Sebab, dari awal pengurusan izin untuk melakukan penelitian itu sudah dipersulit hingga berbulan-bulan.
"Untung keinginannya masih ada, jadi menurut saya negeri ini sudah
Sementara Ganjar, menyebut jika dirinya menjadi Presiden RI ke-8, bakal memberikan insentif kepada periset dan pihak swasta.
"Kalau negara ini fokus maka meski ada penegasan yang harus kami lakukan, pemerintah memberikan penugasan riset ditingkatkan, swasta dilibatkan.

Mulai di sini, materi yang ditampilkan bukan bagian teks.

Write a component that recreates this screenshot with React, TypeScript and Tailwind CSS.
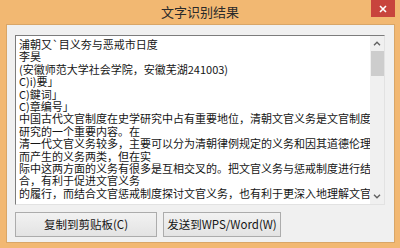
import React from "react";

const lines = [
  "浦朝又`目义夯与恶戒市日度",
  "李昊",
  "(安徽师范大学社会学院，安徽芜湖241003)",
  "C)i)要」",
  "C)鍵词」",
  "C)章编号」",
  "中国古代文官制度在史学研究中占有重要地位，清朝文官义务是文官制度",
  "研究的一个重要内容。在",
  "清一代文官义务较多，主要可以分为清朝律例规定的义务和因其道德伦理",
  "而产生的义务两类，但在实",
  "际中这两方面的义务有很多是互相交叉的。把文官义务与惩戒制度进行结",
  "合，有利于促进文官义务",
  "的履行，而结合文官惩戒制度探讨文官义务，也有利于更深入地理解文官",
];

const font = { fontFamily: '"Noto Sans CJK SC", "Noto Sans", sans-serif' };

export default function App() {
  return (
    <div
      className="w-[400px] h-[248px] bg-[#f2b872] flex flex-col overflow-hidden"
      style={font}
    >
      <div className="relative h-[24px] shrink-0 flex items-center justify-center">
        <span className="text-[13px] leading-none text-[#2a2a2a] mt-[-2px]">文字识别结果</span>
        <div className="absolute right-[5px] top-0 w-[24px] h-[17px] bg-[#c8443d] flex items-center justify-center">
          <svg width="8" height="8" viewBox="0 0 8 8">
            <path d="M1 1 L7 7 M7 1 L1 7" stroke="#ffffff" strokeWidth="1.6" />
          </svg>
        </div>
      </div>
      <div className="ml-[6px] mr-[5px] mb-[5px] flex-1 bg-[#f0f0f0] border border-[#d9a667] pl-[8px] pt-[10px] flex flex-col">
        <div className="w-[370px] h-[170px] bg-white border-t border-l border-t-[#7c7c7c] border-l-[#7c7c7c] border-r border-b border-r-[#e2e2e2] border-b-[#e2e2e2] flex">
          <div className="flex-1 overflow-hidden pl-[3px] pt-[2px] text-[11px] leading-[12.4px] text-[#151515]">
            {lines.map((l, i) => (
              <div key={i} className="whitespace-nowrap">
                {l}
              </div>
            ))}
          </div>
          <div className="w-[14px] bg-[#f0f0f0] flex flex-col items-center">
            <div className="h-[15px] flex items-center justify-center">
              <svg width="8" height="5" viewBox="0 0 8 5">
                <path d="M1 4.2 L4 1.2 L7 4.2" stroke="#606060" strokeWidth="1.4" fill="none" />
              </svg>
            </div>
            <div className="w-[13px] h-[25px] bg-[#cdcdcd]" />
            <div className="flex-1" />
            <div className="h-[16px] flex items-center justify-center">
              <svg width="8" height="5" viewBox="0 0 8 5">
                <path d="M1 0.8 L4 3.8 L7 0.8" stroke="#606060" strokeWidth="1.4" fill="none" />
              </svg>
            </div>
          </div>
        </div>
        <div className="mt-[7px] flex gap-[6px]">
          <button className="w-[142px] h-[25px] border border-[#acacac] bg-gradient-to-b from-[#f2f2f2] to-[#e3e3e3] text-[11.5px] text-[#151515] flex items-center justify-center">
            复制到剪贴板(C)
          </button>
          <button className="w-[118px] h-[25px] border border-[#acacac] bg-gradient-to-b from-[#f2f2f2] to-[#e3e3e3] text-[11.5px] text-[#151515] flex items-center justify-center">
            发送到WPS/Word(W)
          </button>
        </div>
      </div>
    </div>
  );
}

Kenapa swasta juga tertarik coba kasih isentif kepada mereka, isentif kepada perusahaan, insentif kepada periset," ucap Ganjar.
Fokus Ganjar
Politisi PDIP berusia 54 tahun itu mengatakan, apabila isentif diberikan maka beberapa fokus hal seperti pangan, digital berbasis kecerdasan buatan dan transisi energi terbarukan dapat diselesaikan.
"Kalau itu diberikan maka yang ada dalam pikiran saya beberapa fokus isu penting itu akan bisa diselesaikan oleh satu titik dan dalam hal tertentu itu mesti betul-betul ada yang mengawasi. Kalau perlu jadi pandangan nasional dan laporannya langsung ke presiden kalau di situ makanya tidak ada yang mengganggu pasti," imbuh Ganjar.
Ganjar pun menyoroti rendahnya jumlah dana riset di Indonesia, di mana hanya naik 0,3 persen atau sebanyak 79.638 orang.
Sedangkan, Thailand personelnya sebanyak 189.940 orang dan dana risetnya naik 1,1 persen. Kemudian, Korea Selatan sebanyak 545,424 personel dan dana risetnya naik 4,81 persen.
"Kalau kami melihat Indonesia Thailand dan Korsel ternyata butuh digenjot (Indonesia), maka dari itu rasanya hari ini waktunya saya mendengarkan dari periset apa yang mesti kami lakukan lompatan dan membereskan persoalan dengan demografis yang kami miliki," kata Ganjar menjelaskan.